--- start of DATA EXTRACT ---

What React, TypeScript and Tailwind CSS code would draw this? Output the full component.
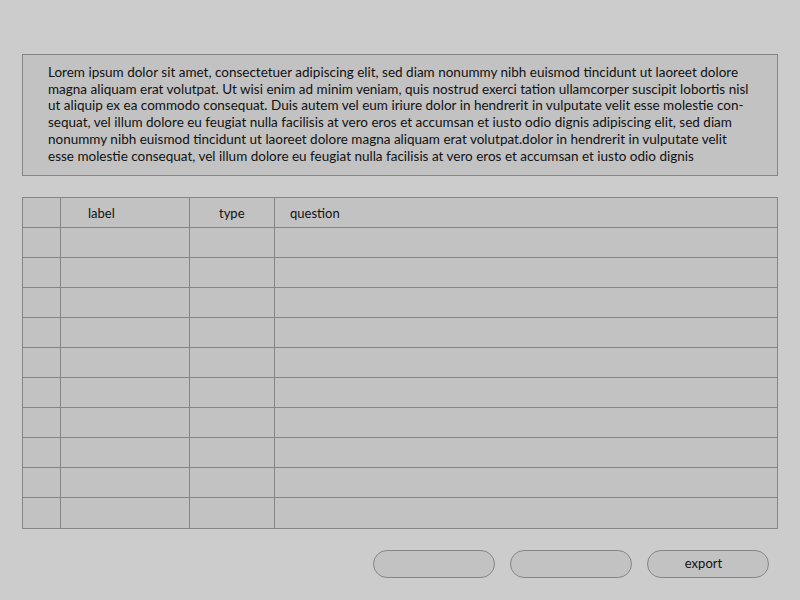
import React from "react";

const lines = [
  "Lorem ipsum dolor sit amet, consectetuer adipiscing elit, sed diam nonummy nibh euismod tincidunt ut laoreet dolore",
  "magna aliquam erat volutpat. Ut wisi enim ad minim veniam, quis nostrud exerci tation ullamcorper suscipit lobortis nisl",
  "ut aliquip ex ea commodo consequat. Duis autem vel eum iriure dolor in hendrerit in vulputate velit esse molestie con-",
  "sequat, vel illum dolore eu feugiat nulla facilisis at vero eros et accumsan et iusto odio dignis adipiscing elit, sed diam",
  "nonummy nibh euismod tincidunt ut laoreet dolore magna aliquam erat volutpat.dolor in hendrerit in vulputate velit",
  "esse molestie consequat, vel illum dolore eu feugiat nulla facilisis at vero eros et accumsan et iusto odio dignis",
];

function Row({ header, last }: { header?: boolean; last?: boolean }) {
  return (
    <div className={`flex h-[30px] ${last ? "" : "border-b border-[#868686]"}`}>
      <div className="w-[38px] shrink-0 border-r border-[#868686]" />
      <div className="w-[129px] shrink-0 border-r border-[#868686] flex items-center pl-[27px] pt-[2px]">
        {header ? "label" : ""}
      </div>
      <div className="w-[85px] shrink-0 border-r border-[#868686] flex items-center pl-[29px] pt-[2px]">
        {header ? "type" : ""}
      </div>
      <div className="flex-1 flex items-center pl-[15px] pt-[2px]">{header ? "question" : ""}</div>
    </div>
  );
}

export default function App() {
  return (
    <div
      className="w-[800px] h-[600px] bg-[#cccccc] text-[#111] text-[13px] pt-[54px] px-[22px] flex flex-col"
      style={{ fontFamily: "Lato, 'Liberation Sans', sans-serif" }}
    >
      <div className="h-[122px] border border-[#868686] bg-[#c2c2c2] pl-[25px] pt-[9px] text-[13.5px] leading-[16.7px]">
        {lines.map((l, i) => (
          <div key={i} className="whitespace-nowrap">
            {l}
          </div>
        ))}
      </div>
      <div className="mt-[21px] border border-[#868686] bg-[#c2c2c2] flex flex-col">
        <Row header />
        {Array.from({ length: 9 }).map((_, i) => (
          <Row key={i} />
        ))}
        <Row last />
      </div>
      <div className="mt-[21px] flex justify-end gap-[15px] pr-[9px]">
        <div className="w-[122px] h-[28px] rounded-[14px] border border-[#868686] bg-[#c2c2c2]" />
        <div className="w-[122px] h-[28px] rounded-[14px] border border-[#868686] bg-[#c2c2c2]" />
        <div className="w-[122px] h-[28px] rounded-[14px] border border-[#868686] bg-[#c2c2c2] flex items-center justify-center pr-[9px]">
          export
        </div>
      </div>
    </div>
  );
}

--- end of DATA EXTRACT ---

**WORK REQUIRED**: Pictures stay out. Repeat only the lines from the beginning of the data through the line that has "import React from".

**EXERCISE ANSWER**:
What React, TypeScript and Tailwind CSS code would draw this? Output the full component.
import React from "react";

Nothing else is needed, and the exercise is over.